That piece was or is your safety net. You just did not have the energy or bravado to cut away that last piece of security. You might have been unhappy at times with that piece – but not enough to challenge yourself to let it go. Many of you are concerned that we are addressing negatives – in your terms. Perhaps we are. But then, perhaps
we are not. Maybe you needed to maintain angry feelings towards another being or entity.
Maybe you needed to see your home as less than it was with the dream of upgrading in the not-too-distant future. Maybe you
needed to stay in the security of a relationship even though it was not feeding your joy. It does
not matter what piece you held onto for stability. You are now strong enough spiritually, emotionally and physically to let
go in whatever fashion to allow yourself to breathe in your beingness. Perhaps you find a need
to leave your job. Or end a relationship – romantic or otherwise. Perhaps you better sense the love or joy that surrounds
you. You will look about today, tomorrow or sometime soon and know that something is not as you wish it to be – that
you lied to yourself about it. So what have you lied to yourself about to maintain that last piece of
security? Maybe you are now frightened for you think you need to give up everything you hold dear.

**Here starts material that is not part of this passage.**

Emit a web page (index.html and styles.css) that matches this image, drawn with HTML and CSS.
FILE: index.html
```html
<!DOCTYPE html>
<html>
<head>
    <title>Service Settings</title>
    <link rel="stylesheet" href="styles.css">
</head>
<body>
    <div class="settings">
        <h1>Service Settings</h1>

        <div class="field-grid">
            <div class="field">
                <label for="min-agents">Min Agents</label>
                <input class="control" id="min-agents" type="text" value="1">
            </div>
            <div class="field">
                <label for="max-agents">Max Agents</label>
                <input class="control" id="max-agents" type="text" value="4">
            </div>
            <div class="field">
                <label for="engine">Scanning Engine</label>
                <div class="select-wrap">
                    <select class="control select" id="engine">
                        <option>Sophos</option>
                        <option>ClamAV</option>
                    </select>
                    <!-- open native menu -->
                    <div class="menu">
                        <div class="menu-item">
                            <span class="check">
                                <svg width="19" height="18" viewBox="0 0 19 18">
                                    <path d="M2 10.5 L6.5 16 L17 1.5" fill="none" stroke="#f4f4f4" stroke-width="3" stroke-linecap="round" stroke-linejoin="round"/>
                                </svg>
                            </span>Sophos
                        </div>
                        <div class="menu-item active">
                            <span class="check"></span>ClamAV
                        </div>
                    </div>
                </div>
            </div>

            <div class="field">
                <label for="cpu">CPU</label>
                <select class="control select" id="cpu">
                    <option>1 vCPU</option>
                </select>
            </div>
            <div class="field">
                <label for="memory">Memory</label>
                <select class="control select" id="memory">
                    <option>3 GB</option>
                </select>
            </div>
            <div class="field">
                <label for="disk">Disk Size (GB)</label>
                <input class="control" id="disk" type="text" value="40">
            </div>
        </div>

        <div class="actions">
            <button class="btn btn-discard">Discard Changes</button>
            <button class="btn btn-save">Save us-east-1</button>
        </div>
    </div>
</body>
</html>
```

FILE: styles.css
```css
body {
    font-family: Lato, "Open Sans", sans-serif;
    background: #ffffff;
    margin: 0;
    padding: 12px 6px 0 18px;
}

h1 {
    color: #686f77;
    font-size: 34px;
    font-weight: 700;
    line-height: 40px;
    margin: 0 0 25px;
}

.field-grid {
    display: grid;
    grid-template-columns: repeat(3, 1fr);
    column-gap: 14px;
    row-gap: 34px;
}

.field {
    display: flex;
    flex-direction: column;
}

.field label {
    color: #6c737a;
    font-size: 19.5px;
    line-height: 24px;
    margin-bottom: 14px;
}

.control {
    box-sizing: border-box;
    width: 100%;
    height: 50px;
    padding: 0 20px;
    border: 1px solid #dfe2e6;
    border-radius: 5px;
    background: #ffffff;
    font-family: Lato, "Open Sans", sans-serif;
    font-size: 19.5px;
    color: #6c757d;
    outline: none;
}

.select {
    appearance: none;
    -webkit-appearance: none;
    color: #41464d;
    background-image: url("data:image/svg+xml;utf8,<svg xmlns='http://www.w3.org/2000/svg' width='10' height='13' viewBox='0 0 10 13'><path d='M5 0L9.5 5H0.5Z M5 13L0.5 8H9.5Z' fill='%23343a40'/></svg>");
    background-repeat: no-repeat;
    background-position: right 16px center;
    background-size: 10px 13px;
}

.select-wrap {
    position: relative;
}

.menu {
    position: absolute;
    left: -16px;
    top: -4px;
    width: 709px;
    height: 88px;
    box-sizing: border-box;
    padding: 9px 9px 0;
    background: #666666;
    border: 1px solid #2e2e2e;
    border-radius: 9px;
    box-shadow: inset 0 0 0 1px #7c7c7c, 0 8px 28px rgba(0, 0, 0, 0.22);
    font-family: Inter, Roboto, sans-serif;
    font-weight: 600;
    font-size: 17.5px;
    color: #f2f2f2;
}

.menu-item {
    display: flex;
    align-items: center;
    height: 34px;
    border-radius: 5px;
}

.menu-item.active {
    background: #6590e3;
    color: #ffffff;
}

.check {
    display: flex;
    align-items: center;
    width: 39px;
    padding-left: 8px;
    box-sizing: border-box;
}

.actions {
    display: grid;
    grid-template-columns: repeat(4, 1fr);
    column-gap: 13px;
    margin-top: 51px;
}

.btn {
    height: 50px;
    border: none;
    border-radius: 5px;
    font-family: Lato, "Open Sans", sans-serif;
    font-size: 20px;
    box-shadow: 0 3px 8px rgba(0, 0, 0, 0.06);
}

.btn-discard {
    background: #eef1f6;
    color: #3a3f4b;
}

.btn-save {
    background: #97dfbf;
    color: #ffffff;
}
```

Such is not true. What has or soon will happen is that you understand in a flash that you have
been lying to yourself. You already understand that some might not be who you wish to surround
yourself with as you delve deeper into this new earth transition. But there is something else you held onto as a safety net
– whether negative or positive in your thought processes. As you drop your last safety net,
you will experience a big AHA. How can this process be positive? You already know that removing
this safety net will move you further into the new earth transition. That is not your question. Your question is, “How
is it possible you did not sense a positive?” For indeed, you are used to spotting negatives, but positives are something
you are not that familiar with. Let us explain. You have established or labeled your shifts as
good or bad. Those labeled good shifts moved you into joy. Those labeled bad shifts encouraged you to clean an area of your
being you had not thought to process before this new earth shift. Anything that feels or seems to feel painful is labeled
negative. And anything that feels joyful is labeled positive. Labels no longer apply. It is time
to change your perception of positive and negative. In puberty, did you not find your voice change negative during the process
– yet quite positive once you starting growing facial hair? And so it is now. None of your changes are negative or positive
– merely another step into your new world. But we digress. Let us return to today’s discussion. The difference between this perception shift and others is that it will be as if a light bulb is switched on.
How could you not have perceived this before – it is so obvious. In truth, you could not sense this piece until you
had built up your new earth strength. What does it mean to let go of your safety net? Nothing.
Now you are surprised for you thought this clearing would be the one that pushed you into nirvana. This is a major step along
the way, but it is not a completion step. Let us explain in different terms. A voice change in
puberty is big but not the entire shift. And so it is for you now. Your big AHA that occurred or will in the next few days
or weeks is merely your understanding deep within you that nothing or no one is stopping you from shifting into new earth. Prior to this AHA shift, you perhaps thought that all is well even though this one piece was nibbling at your joy.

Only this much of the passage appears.